Depuis quelques années, le Tchad s'est engagé dans une série de réformes fiscales visant à améliorer la mobilisation des ressources intérieures et à renforcer la soutenabilité budgétaire. Face à la baisse des revenus pétroliers et à la pression croissante sur les finances publiques, l'État cherche à élargir l'assiette fiscale, moderniser la collecte des impôts et lutter contre l'informalité. Cependant, ces réformes ne font pas toujours l'unanimité, notamment parmi les petites et moyennes entreprises (PME), qui constituent l'épine dorsale de l'économie nationale.
Le secteur des PME et très petites entreprises (TPE) représente près de 90 % du tissu économique tchadien, selon la Chambre de Commerce, d’Industrie, d’Agriculture, des Mines et d’Artisanat (CCIAMA). Ces entreprises, souvent familiales ou individuelles, opèrent majoritairement dans le commerce, les services et la transformation agroalimentaire. Elles jouent un rôle crucial dans la création d'emplois, surtout pour les jeunes, mais évoluent dans un environnement fiscal jugé complexe et parfois contraignant.
Depuis 2018, la Direction générale des impôts (DGI) a entrepris plusieurs réformes visant à simplifier le système fiscal. Parmi les plus notables :
- Mise en place du Numéro d’Identification Fiscal (NIF) pour tracer les contribuables et sécuriser les recettes.

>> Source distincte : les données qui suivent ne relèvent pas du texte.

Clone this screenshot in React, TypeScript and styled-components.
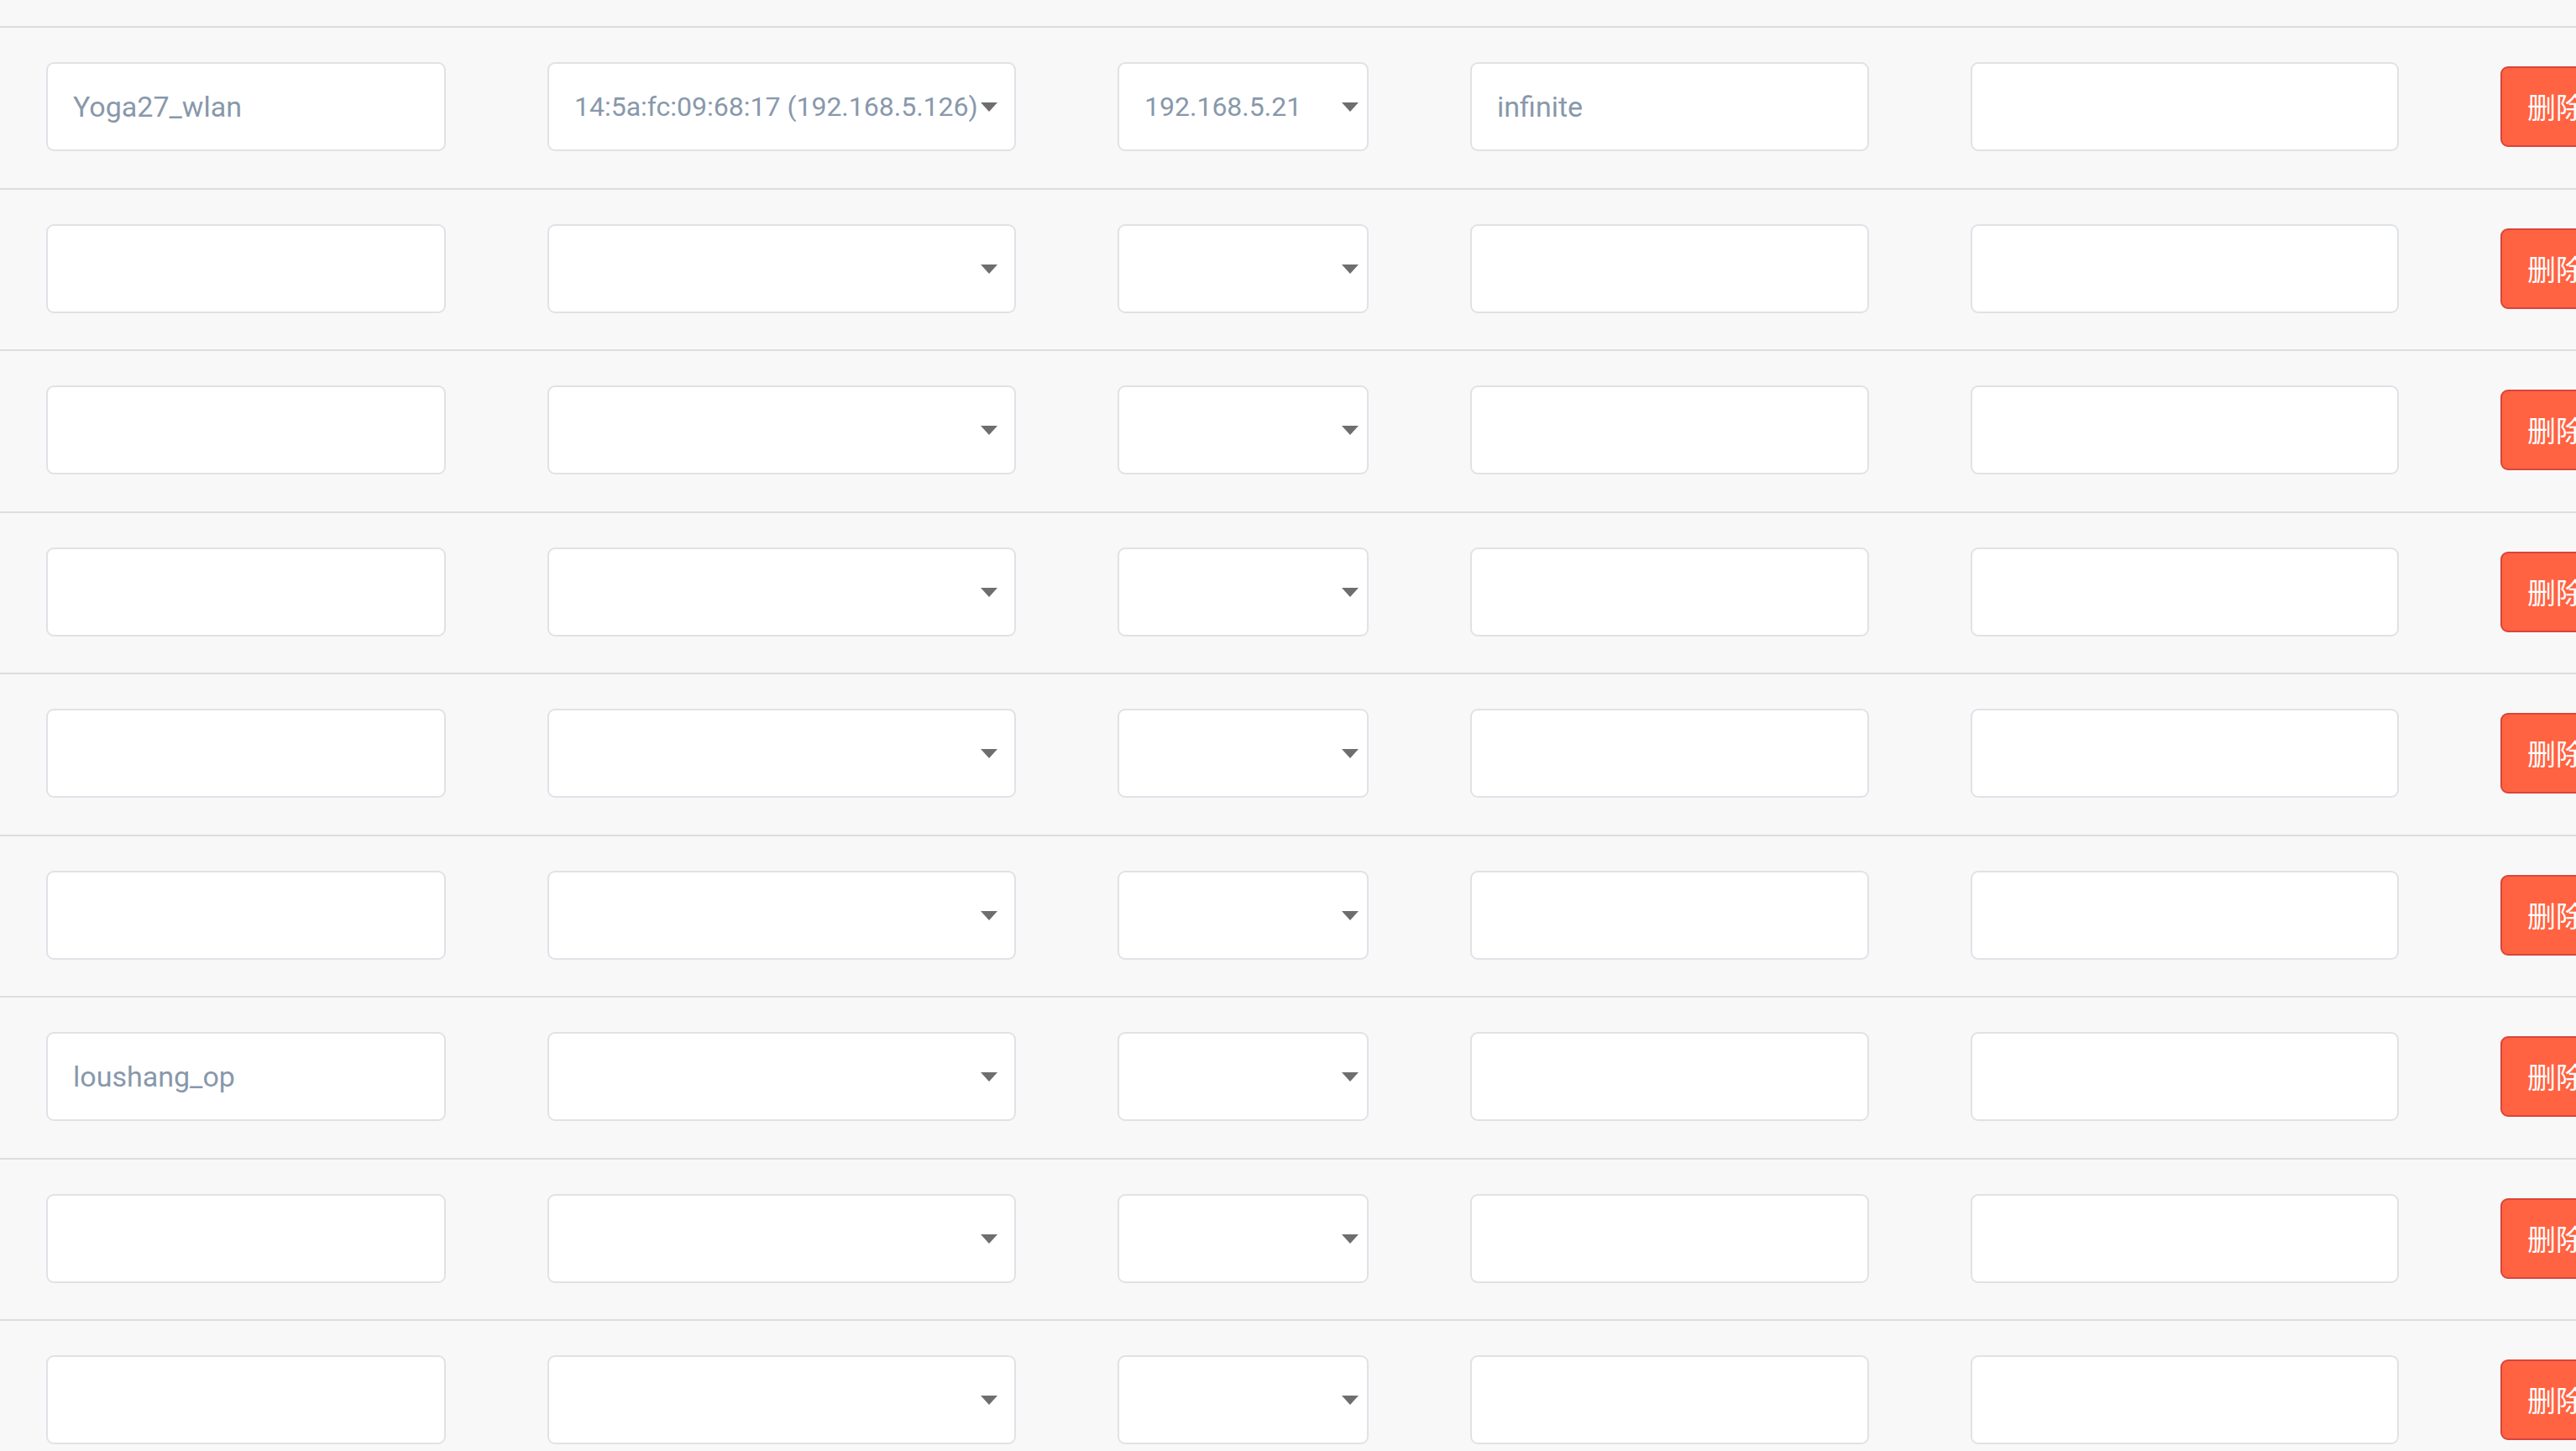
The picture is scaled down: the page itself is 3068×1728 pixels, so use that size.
import React from "react";
import styled, { createGlobalStyle } from "styled-components";

const GlobalStyle = createGlobalStyle`
  html, body {
    margin: 0;
    padding: 0;
    background: #f8f8f8;
    overflow: hidden;
    width: 3068px;
    height: 1728px;
  }
  * { box-sizing: border-box; }
`;

const Page = styled.div`
  width: 3068px;
  height: 1728px;
  background: #f8f8f8;
  font-family: Roboto, "Liberation Sans", "Noto Sans CJK SC", sans-serif;
  overflow: hidden;
`;

const TopStrip = styled.div`
  height: 31px;
`;

const Row = styled.div`
  display: grid;
  grid-template-columns: 476px 558px 299px 475px 510px max-content;
  column-gap: 121px;
  align-items: center;
  padding: 41px 0 43.5px 55px;
  border-top: 2px solid #dddddd;
  white-space: nowrap;
`;

const fieldBase = `
  height: 106px;
  width: 100%;
  border: 2px solid #dfe2e6;
  border-radius: 9px;
  background: #ffffff;
  color: #8898ab;
  font-family: Roboto, "Liberation Sans", sans-serif;
  outline: none;
  margin: 0;
`;

const TextField = styled.input`
  ${fieldBase}
  font-size: 34px;
  padding: 0 30px;
`;

const SelectWrap = styled.div`
  position: relative;
  width: 100%;
`;

const SelectField = styled.select`
  ${fieldBase}
  font-size: 32px;
  appearance: none;
  -webkit-appearance: none;
  padding: 0 30px;
  cursor: pointer;
`;

const Caret = styled.span<{ $right: number }>`
  position: absolute;
  top: 50%;
  right: ${(p) => p.$right}px;
  margin-top: -5px;
  width: 0;
  height: 0;
  border-left: 10px solid transparent;
  border-right: 10px solid transparent;
  border-top: 11px solid #6e6e6e;
  pointer-events: none;
`;

const DeleteButton = styled.button`
  height: 96px;
  padding: 0 30px;
  border: 2px solid #d8453b;
  border-radius: 9px;
  background: #ff6342;
  color: #ffffff;
  font-family: "Noto Sans CJK SC", "Liberation Sans", sans-serif;
  font-size: 34px;
  line-height: 1;
  cursor: pointer;
`;

type Lease = {
  name: string;
  mac: string;
  ip: string;
  time: string;
  extra: string;
};

const empty: Lease = { name: "", mac: "", ip: "", time: "", extra: "" };

const rows: Lease[] = [
  {
    name: "Yoga27_wlan",
    mac: "14:5a:fc:09:68:17 (192.168.5.126)",
    ip: "192.168.5.21",
    time: "infinite",
    extra: "",
  },
  empty,
  empty,
  empty,
  empty,
  empty,
  { ...empty, name: "loushang_op" },
  empty,
  empty,
];

function Select({ value, caretRight }: { value: string; caretRight: number }) {
  return (
    <SelectWrap>
      <SelectField defaultValue={value}>
        <option value={value}>{value}</option>
      </SelectField>
      <Caret $right={caretRight} />
    </SelectWrap>
  );
}

export default function App() {
  return (
    <Page>
      <GlobalStyle />
      <TopStrip />
      {rows.map((r, i) => (
        <Row key={i}>
          <TextField defaultValue={r.name} />
          <Select value={r.mac} caretRight={22} />
          <Select value={r.ip} caretRight={12} />
          <TextField defaultValue={r.time} />
          <TextField defaultValue={r.extra} />
          <DeleteButton>删除</DeleteButton>
        </Row>
      ))}
    </Page>
  );
}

- Adoption d'un nouveau Code général des impôts, harmonisant les taux et introduisant des mesures incitatives pour les petites entreprises, comme le régime fiscal simplifié pour les microentreprises dont le chiffre d'affaires annuel ne dépasse pas 30 millions de francs CFA.
Pour de nombreux petits entrepreneurs, la fiscalité tchadienne est perçue comme lourde et peu lisible. Certains dénoncent une multiplication des taxes locales et parafiscales, parfois redondantes. Un commerçant du marché de Dembé a déclaré : « Nous payons des impôts sans vraiment voir les retombées sur nos activités. Les contrôles sont fréquents, mais les services d'accompagnement sont inexistants. »
Ce sentiment d'injustice fiscale alimente la méfiance des opérateurs vis-à-vis de l'administration, d'autant que la corruption et la lenteur des procédures persistent, malgré les efforts de digitalisation.
Cependant, plusieurs observateurs notent des évolutions positives. L'introduction du télépaiement et la modernisation du système de gestion des impôts ont commencé à réduire le contact direct entre contribuables et agents, limitant ainsi les pratiques abusives. De plus, la création du guichet unique pour les entreprises a simplifié certaines démarches administratives. Le Tchad, qui occupait la 182e place sur 190 dans le rapport Doing Business 2020 de la Banque mondiale, tente ainsi d'améliorer son climat des affaires.
L'impact des réformes fiscales sur la compétitivité reste mitigé. D'une part, la rationalisation du système et la lutte contre la fraude favorisent un environnement plus transparent. D'autre part, la pression fiscale accrue fragilise les marges des petites entreprises et freine leur croissance. Beaucoup d'entre elles peinent à se formaliser par crainte de charges supplémentaires, préférant rester dans l'informel. Selon la Banque africaine de développement, moins de 20 % des PME tchadiennes sont enregistrées officiellement, un chiffre parmi les plus bas de la sous-région.
Pour inverser la tendance, les experts préconisent une fiscalité plus progressive et adaptée à la taille des entreprises. Le Fonds monétaire international recommande également d'élargir la base d'imposition tout en allégeant la charge pesant sur les petites structures. Cela pourrait passer par :
- Une meilleure éducation fiscale.
- Un accompagnement technique.
- La réduction des coûts liés à la conformité.